** ENTRIES **
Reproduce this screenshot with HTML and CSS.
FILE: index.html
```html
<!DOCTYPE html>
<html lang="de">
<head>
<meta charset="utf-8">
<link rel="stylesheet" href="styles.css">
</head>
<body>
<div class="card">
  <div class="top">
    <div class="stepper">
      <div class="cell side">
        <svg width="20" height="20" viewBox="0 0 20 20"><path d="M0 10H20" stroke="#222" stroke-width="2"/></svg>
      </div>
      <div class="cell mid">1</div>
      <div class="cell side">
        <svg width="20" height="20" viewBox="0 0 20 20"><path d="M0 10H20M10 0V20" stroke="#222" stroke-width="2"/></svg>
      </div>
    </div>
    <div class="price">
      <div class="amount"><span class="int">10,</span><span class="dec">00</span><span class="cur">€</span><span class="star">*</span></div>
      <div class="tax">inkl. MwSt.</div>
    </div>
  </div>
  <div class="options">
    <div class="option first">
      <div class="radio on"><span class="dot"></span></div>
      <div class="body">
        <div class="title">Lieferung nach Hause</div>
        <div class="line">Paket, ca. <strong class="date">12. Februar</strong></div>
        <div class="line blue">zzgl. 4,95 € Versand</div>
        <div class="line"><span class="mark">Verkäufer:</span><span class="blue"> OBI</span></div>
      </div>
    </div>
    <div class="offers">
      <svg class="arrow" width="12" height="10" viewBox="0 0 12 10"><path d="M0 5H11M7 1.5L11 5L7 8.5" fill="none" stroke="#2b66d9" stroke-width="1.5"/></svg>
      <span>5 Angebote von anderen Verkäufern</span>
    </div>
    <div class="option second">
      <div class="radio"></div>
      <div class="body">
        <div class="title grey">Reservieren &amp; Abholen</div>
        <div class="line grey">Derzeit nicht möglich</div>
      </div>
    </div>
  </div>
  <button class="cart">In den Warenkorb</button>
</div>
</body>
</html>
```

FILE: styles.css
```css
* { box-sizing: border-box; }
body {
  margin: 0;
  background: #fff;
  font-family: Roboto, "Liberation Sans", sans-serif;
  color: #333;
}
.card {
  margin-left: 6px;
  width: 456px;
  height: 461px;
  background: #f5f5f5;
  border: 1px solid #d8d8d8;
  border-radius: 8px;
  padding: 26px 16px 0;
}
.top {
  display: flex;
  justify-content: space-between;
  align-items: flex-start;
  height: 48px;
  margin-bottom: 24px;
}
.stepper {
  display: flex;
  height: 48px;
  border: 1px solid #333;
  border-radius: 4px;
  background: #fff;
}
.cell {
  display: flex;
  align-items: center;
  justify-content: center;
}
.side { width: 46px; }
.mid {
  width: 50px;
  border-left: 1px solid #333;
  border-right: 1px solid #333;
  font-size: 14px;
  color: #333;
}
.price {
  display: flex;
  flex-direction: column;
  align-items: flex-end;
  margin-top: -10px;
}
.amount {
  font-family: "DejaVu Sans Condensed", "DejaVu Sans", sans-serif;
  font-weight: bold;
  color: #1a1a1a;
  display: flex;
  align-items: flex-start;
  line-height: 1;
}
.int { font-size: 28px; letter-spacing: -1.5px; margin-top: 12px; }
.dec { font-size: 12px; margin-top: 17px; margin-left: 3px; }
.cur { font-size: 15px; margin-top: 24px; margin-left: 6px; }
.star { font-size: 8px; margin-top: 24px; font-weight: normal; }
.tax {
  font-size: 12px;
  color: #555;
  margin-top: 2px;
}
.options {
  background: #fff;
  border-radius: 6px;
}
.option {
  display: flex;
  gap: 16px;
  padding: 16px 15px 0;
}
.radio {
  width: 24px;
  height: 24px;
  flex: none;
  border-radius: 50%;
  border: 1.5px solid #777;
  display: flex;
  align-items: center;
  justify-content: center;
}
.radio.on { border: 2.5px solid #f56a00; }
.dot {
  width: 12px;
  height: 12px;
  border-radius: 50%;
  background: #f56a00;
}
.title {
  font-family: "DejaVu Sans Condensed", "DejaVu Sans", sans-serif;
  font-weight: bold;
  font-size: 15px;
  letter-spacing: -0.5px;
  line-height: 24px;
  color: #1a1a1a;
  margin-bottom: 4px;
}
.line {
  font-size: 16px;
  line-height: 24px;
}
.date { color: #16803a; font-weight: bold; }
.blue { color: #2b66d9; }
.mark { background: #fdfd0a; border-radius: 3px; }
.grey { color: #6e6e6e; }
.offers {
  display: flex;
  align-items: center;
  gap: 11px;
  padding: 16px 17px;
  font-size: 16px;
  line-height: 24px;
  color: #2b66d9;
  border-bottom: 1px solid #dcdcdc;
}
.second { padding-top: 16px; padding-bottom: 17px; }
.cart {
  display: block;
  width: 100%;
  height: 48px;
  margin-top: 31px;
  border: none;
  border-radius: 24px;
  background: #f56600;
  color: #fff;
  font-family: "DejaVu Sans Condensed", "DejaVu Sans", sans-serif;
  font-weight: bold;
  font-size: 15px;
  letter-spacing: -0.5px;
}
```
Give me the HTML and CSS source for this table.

** REQUEST **
Copy every line of the records word for word.

** WRITTEN SOLUTION **
Reproduce this screenshot with HTML and CSS.
FILE: index.html
```html
<!DOCTYPE html>
<html lang="de">
<head>
<meta charset="utf-8">
<link rel="stylesheet" href="styles.css">
</head>
<body>
<div class="card">
  <div class="top">
    <div class="stepper">
      <div class="cell side">
        <svg width="20" height="20" viewBox="0 0 20 20"><path d="M0 10H20" stroke="#222" stroke-width="2"/></svg>
      </div>
      <div class="cell mid">1</div>
      <div class="cell side">
        <svg width="20" height="20" viewBox="0 0 20 20"><path d="M0 10H20M10 0V20" stroke="#222" stroke-width="2"/></svg>
      </div>
    </div>
    <div class="price">
      <div class="amount"><span class="int">10,</span><span class="dec">00</span><span class="cur">€</span><span class="star">*</span></div>
      <div class="tax">inkl. MwSt.</div>
    </div>
  </div>
  <div class="options">
    <div class="option first">
      <div class="radio on"><span class="dot"></span></div>
      <div class="body">
        <div class="title">Lieferung nach Hause</div>
        <div class="line">Paket, ca. <strong class="date">12. Februar</strong></div>
        <div class="line blue">zzgl. 4,95 € Versand</div>
        <div class="line"><span class="mark">Verkäufer:</span><span class="blue"> OBI</span></div>
      </div>
    </div>
    <div class="offers">
      <svg class="arrow" width="12" height="10" viewBox="0 0 12 10"><path d="M0 5H11M7 1.5L11 5L7 8.5" fill="none" stroke="#2b66d9" stroke-width="1.5"/></svg>
      <span>5 Angebote von anderen Verkäufern</span>
    </div>
    <div class="option second">
      <div class="radio"></div>
      <div class="body">
        <div class="title grey">Reservieren &amp; Abholen</div>
        <div class="line grey">Derzeit nicht möglich</div>
      </div>
    </div>
  </div>
  <button class="cart">In den Warenkorb</button>
</div>
</body>
</html>
```

FILE: styles.css
```css
* { box-sizing: border-box; }
body {
  margin: 0;
  background: #fff;
  font-family: Roboto, "Liberation Sans", sans-serif;
  color: #333;
}
.card {
  margin-left: 6px;
  width: 456px;
  height: 461px;
  background: #f5f5f5;
  border: 1px solid #d8d8d8;
  border-radius: 8px;
  padding: 26px 16px 0;
}
.top {
  display: flex;
  justify-content: space-between;
  align-items: flex-start;
  height: 48px;
  margin-bottom: 24px;
}
.stepper {
  display: flex;
  height: 48px;
  border: 1px solid #333;
  border-radius: 4px;
  background: #fff;
}
.cell {
  display: flex;
  align-items: center;
  justify-content: center;
}
.side { width: 46px; }
.mid {
  width: 50px;
  border-left: 1px solid #333;
  border-right: 1px solid #333;
  font-size: 14px;
  color: #333;
}
.price {
  display: flex;
  flex-direction: column;
  align-items: flex-end;
  margin-top: -10px;
}
.amount {
  font-family: "DejaVu Sans Condensed", "DejaVu Sans", sans-serif;
  font-weight: bold;
  color: #1a1a1a;
  display: flex;
  align-items: flex-start;
  line-height: 1;
}
.int { font-size: 28px; letter-spacing: -1.5px; margin-top: 12px; }
.dec { font-size: 12px; margin-top: 17px; margin-left: 3px; }
.cur { font-size: 15px; margin-top: 24px; margin-left: 6px; }
.star { font-size: 8px; margin-top: 24px; font-weight: normal; }
.tax {
  font-size: 12px;
  color: #555;
  margin-top: 2px;
}
.options {
  background: #fff;
  border-radius: 6px;
}
.option {
  display: flex;
  gap: 16px;
  padding: 16px 15px 0;
}
.radio {
  width: 24px;
  height: 24px;
  flex: none;
  border-radius: 50%;
  border: 1.5px solid #777;
  display: flex;
  align-items: center;
  justify-content: center;
}
.radio.on { border: 2.5px solid #f56a00; }
.dot {
  width: 12px;
  height: 12px;
  border-radius: 50%;
  background: #f56a00;
}
.title {
  font-family: "DejaVu Sans Condensed", "DejaVu Sans", sans-serif;
  font-weight: bold;
  font-size: 15px;
  letter-spacing: -0.5px;
  line-height: 24px;
  color: #1a1a1a;
  margin-bottom: 4px;
}
.line {
  font-size: 16px;
  line-height: 24px;
}
.date { color: #16803a; font-weight: bold; }
.blue { color: #2b66d9; }
.mark { background: #fdfd0a; border-radius: 3px; }
.grey { color: #6e6e6e; }
.offers {
  display: flex;
  align-items: center;
  gap: 11px;
  padding: 16px 17px;
  font-size: 16px;
  line-height: 24px;
  color: #2b66d9;
  border-bottom: 1px solid #dcdcdc;
}
.second { padding-top: 16px; padding-bottom: 17px; }
.cart {
  display: block;
  width: 100%;
  height: 48px;
  margin-top: 31px;
  border: none;
  border-radius: 24px;
  background: #f56600;
  color: #fff;
  font-family: "DejaVu Sans Condensed", "DejaVu Sans", sans-serif;
  font-weight: bold;
  font-size: 15px;
  letter-spacing: -0.5px;
}
```
Give me the HTML and CSS source for this table.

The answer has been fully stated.